Iregardlessly, once we finally got him home, he was still very weak and had trouble keeping anything down.  Jackson, Sophia, Logan, Elisa, Chris, and I used our magic powers of awesomeness to bring him around to the point that he is back to eating his frozen pizzas every day (Totinos…$1.50 per pizza…..42 grams of fat and about 1,000,000 calories which means that it is the most efficient calorie/$$ machine in the history of the world….and they are also strangely addicting….I think someone should look into this), being sassy, and most importantly smiling again.  I can not begin to describe the effect that Jackson and Sophia had on Cole, and I can not thank them enough for coming.  I really look forward to them moving out here for good.

I did have one very interesting and sobering moment.  One evening Cole was not feeling super great, and he asked me to scratch his back for a while.  As I was doing this, I thought back to when he first got sick (before we had any idea of what it was), and he would wake up crying in pain and feverish, the only way to get him to sleep was to lay with him and scratch his back.  It was very painful for me laying there thinking about that and how at the time I was not overly concerned with Cole (I just figured he had the flu or something.  I mean Cancer, really? ).  Now I am not the sort of person who usually dwells on things or lets guilt get to me (some would say to my fundamentally shallow range of emotions), but that night, thinking back, almost crushed me. 

As we approached Friday, April 1, 2011, the amount of stuff that Cole was acquiring was reaching critical mass, so we authorized some early birthday present opening.  He got some very cool stuff (games, Sponge Bob, and the like), but one gift blew him away.  Elisa’s friend, and former co-worker, teaches in Cupertino (or somewhere down that direction)  and has been talking to her class about Cole.  These kids took it upon themselves to raise enough money to buy Cole an Ipod Touch 4G. Unfreaking believable.  I hate to say that this gift totally overshadowed the gift that we got him (a new bike), but you should never feel bad about getting beat by the best (especially all you Wildcat fans).

On Friday Cole, the AZ Baker, and I all played some D&D (for those of you who are either not nerdy enough or too young to know what D&D is, please go find a 30ish nerd to explain), and Cole really got into the imaginative story aspect of the game.  This is a game that I played as a kid, and it makes me so happy to share it with Cole.

We also had a great party on Friday.  Given Cole’s iffy state with respect to how he was feeling, we tried to keep the party small.  We told him to invite 4 boys to the party.  In my mind it was going to be a pretty laid back party that would probably involve some video games.  Well I did not figure in the additional family members that those kids would bring, the AZ Bakers, nor the Rindes.  By the end of it all, we had a full house and a front yard full of screaming kids.  It was a little overwhelming for Cole who spent most of the party in a corner of the deck watching.  I know he was happy to have this return to a normal life event that was not defined by his Cancer even if he did not seem to show it on Friday.

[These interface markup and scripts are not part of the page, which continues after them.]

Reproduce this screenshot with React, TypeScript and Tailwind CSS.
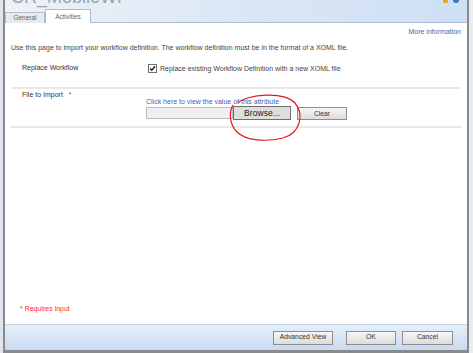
import React from "react";

function Btn({ label, className }: { label: string; className?: string }) {
  return (
    <button
      className={`flex items-center justify-center border border-[#8e8e8e] bg-gradient-to-b from-[#f7f7f7] to-[#dcdcdc] text-[6.8px] text-[#333] ${className ?? ""}`}
    >
      {label}
    </button>
  );
}

export default function App() {
  return (
    <div className="relative flex h-[353px] w-[473px] overflow-hidden bg-[#e9edf2] font-['Liberation_Sans',sans-serif]">
      {/* left window edge */}
      <div className="w-[3px] bg-[#dfe6ee]" />
      <div className="flex w-[466px] flex-col border-x-2 border-[#8a8a8a]">
        {/* header with title and tabs */}
        <div className="relative h-[23px] border-b border-[#a9bcd6] bg-gradient-to-r from-[#eef2f7] via-[#dbe7f6] to-[#cfdff4]">
          <div className="absolute left-[6px] top-[-12px] text-[18px] leading-[18px] text-[#9aa3ad]">
            CR_MobileWF
          </div>
          <div className="absolute right-[8px] top-[-3px] flex gap-[5px]">
            <div className="h-[6px] w-[5px] rounded-[1px] bg-[#e0a92a]" />
            <div className="h-[6px] w-[6px] rounded-full bg-[#3b6fc2]" />
          </div>
          <div className="absolute bottom-[-1px] left-[0px] flex items-end">
            <div className="flex h-[11px] w-[40px] items-center justify-center border border-b-0 border-[#b8bec6] bg-[#e8eaed] text-[6.5px] text-[#666]">
              General
            </div>
            <div className="flex h-[14px] w-[46px] items-center justify-center border border-b-0 border-[#a9bcd6] bg-white text-[6.5px] text-[#666]">
              Activities
            </div>
          </div>
        </div>

        {/* main content */}
        <div className="flex flex-1 flex-col bg-white px-[6px] text-[7px] leading-[9px] text-[#444]">
          <div className="mt-[4px] flex justify-end text-[#3a66b8]">More information</div>
          <div className="mt-[7px]">
            Use this page to import your workflow definition. The workflow definition must be in the format of a XOML file.
          </div>

          <div className="mt-[11px] flex h-[24px] items-start pl-[11px]">
            <div className="w-[126px] text-[#333]">Replace Workflow</div>
            <div className="mt-[1px] flex items-center gap-[3px]">
              <div className="flex h-[9px] w-[9px] items-center justify-center border border-[#6f6f6f] bg-white">
                <svg width="7" height="7" viewBox="0 0 7 7">
                  <path d="M1 3.4 L2.8 5.3 L6 1.2" fill="none" stroke="#222" strokeWidth="1.4" />
                </svg>
              </div>
              <span>Replace existing Workflow Definition with a new XOML file</span>
            </div>
          </div>

          <div className="h-[2px] bg-[#e9e9e9]" />

          <div className="mt-[1px] flex pl-[11px]">
            <div className="w-[124px] text-[#333]">
              File to Import <span className="ml-[4px] text-[#e03030]">*</span>
            </div>
            <div className="flex flex-col">
              <div className="mt-[7px] text-[#3a66b8]">Click here to view the value of this attribute</div>
              <div className="flex h-[14px] items-center">
                <div className="h-[12px] w-[87px] border border-[#bdbdbd] bg-[#f1eff1]" />
                <button className="flex h-[14px] w-[58px] items-center justify-center border border-[#6f6f6f] bg-[#dedede] text-[8.6px] text-[#222]">
                  Browse...
                </button>
                <Btn label="Clear" className="ml-[6px] h-[13px] w-[50px]" />
              </div>
            </div>
          </div>

          <div className="mt-[6px] h-[2px] bg-[#e9e9e9]" />

          <div className="mt-auto mb-[11px] pl-[9px] text-[#ff2a2a]">* Requires input</div>
        </div>

        {/* footer */}
        <div className="flex h-[26px] items-center justify-end gap-[13px] border-t border-[#c9d6e6] bg-gradient-to-b from-[#e6effb] to-[#c8daf2] pr-[14px]">
          <Btn label="Advanced View" className="h-[14px] w-[60px]" />
          <div className="flex gap-[6px]">
            <Btn label="OK" className="h-[14px] w-[50px]" />
            <Btn label="Cancel" className="h-[14px] w-[51px]" />
          </div>
        </div>
        <div className="h-[3px] bg-[#8a8a8a]" />
      </div>

      {/* red hand-drawn circle */}
      <svg className="pointer-events-none absolute left-0 top-0" width="473" height="353">
        <path
          d="M238 103 C247 94, 284 91, 295 103 C304 114, 301 133, 283 138 C266 142, 246 141, 237 132 C229 124, 229 112, 233 105"
          fill="none"
          stroke="#e11b1b"
          strokeWidth="1.2"
        />
      </svg>
    </div>
  );
}
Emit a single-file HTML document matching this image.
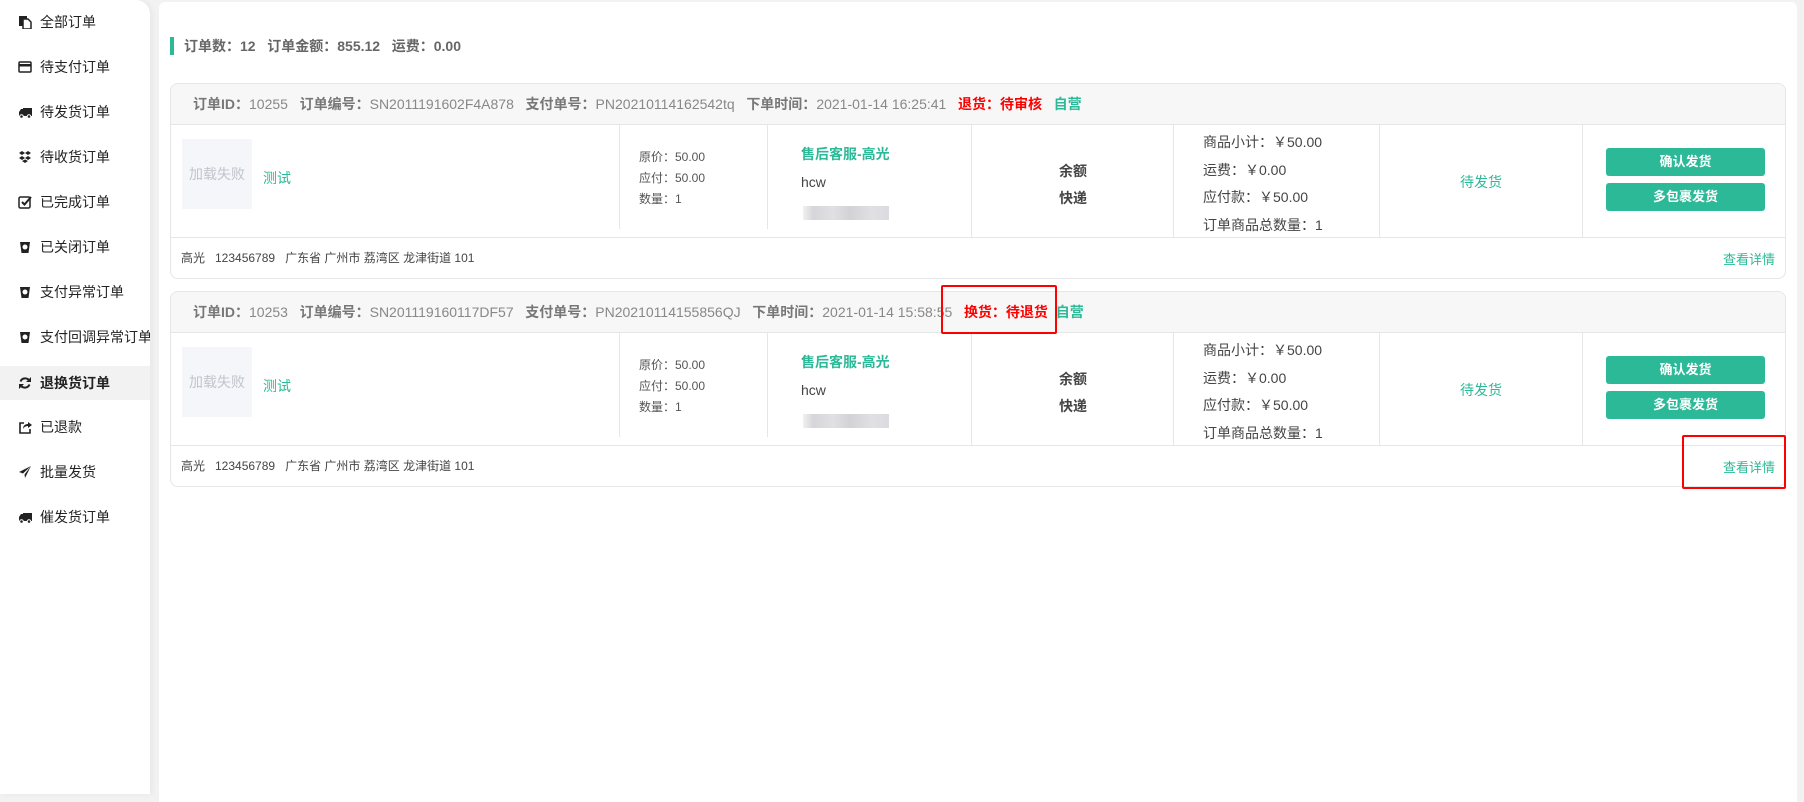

Cole opened the rest of his gifts on Friday evening, and I must thank all of you who were so generous (most of you above and beyond what you have already given or helped) to help make Cole’s birthday one that he will remember for all the right reasons.  Thank you.

Today we all went to the local nerd cave (also known as Gator Games) and Cole got to pick out a character figurine and some dice.  Welcome to nerdville my son.  The AZ Bakers left, and we then headed down to SJ to hang with the Rindes.  Cole got to ride his bike around (and so did Logan who inherited Cole’s old bike), and we just enjoyed the nice weather.

All in all it was a nice week and I am glad that it is ending with Cole feeling good.  We still have a long road ahead of us, but for now please raise your hand and toast Cole ESPN analyst.